Again, you’ll have wrinkling and buckling problems as a result. You should also tape the seams of the cushion and run it in the opposite direction as the carpet. I don’t subscribe to “industry standards” on cushion; they are too low and were a political compromise between the carpet and cushion guys. I prefer a 1/4 inch to 5/16 inch cushion of at least 10 lb.density. This will give you proper engagement of carpet onto the tackstrip and will prevent excessive vertical and lateral movement of the broadloom which will also cause buckles and wrinkles.

I also prefer high density urethane cushion, available from a number of mills, because it is low profile and high performance.

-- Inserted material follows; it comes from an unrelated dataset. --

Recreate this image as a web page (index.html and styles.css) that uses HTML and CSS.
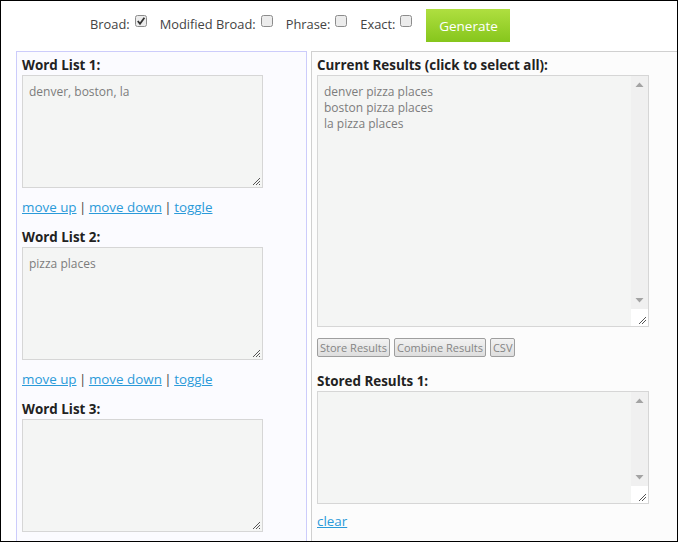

Nothing performs like or is of higher quality than these types of cushions. Additionally, the consumer will have to invest in cushion once, because these cushions will not break down. You can sell this product at a higher price, reap more profit, and tell the consumer you are protecting the environment by eliminating non-biodegradable waste. Furthermore, you’ll eliminate or minimize complaints on buckles, wrinkles, matting, crushing, appearance loss, deep furniture indentations, etc.

After these products, you can offer slab rubber; then high density, needle punched synthetic, and down the line to denser rebonds and sliding precipitously to the other forms of cushion which are only pad, regardless of who says what about them.

The importance of using the proper cushion cannot be stressed enough. I find it very disturbing that so much cheap pad permeates the market and is installed improperly. Certainly, product which won’t hold a stretch due to dimensional stability is a problem. But, a lot of the problem is created by you not understanding you have to sell quality to keep your profits.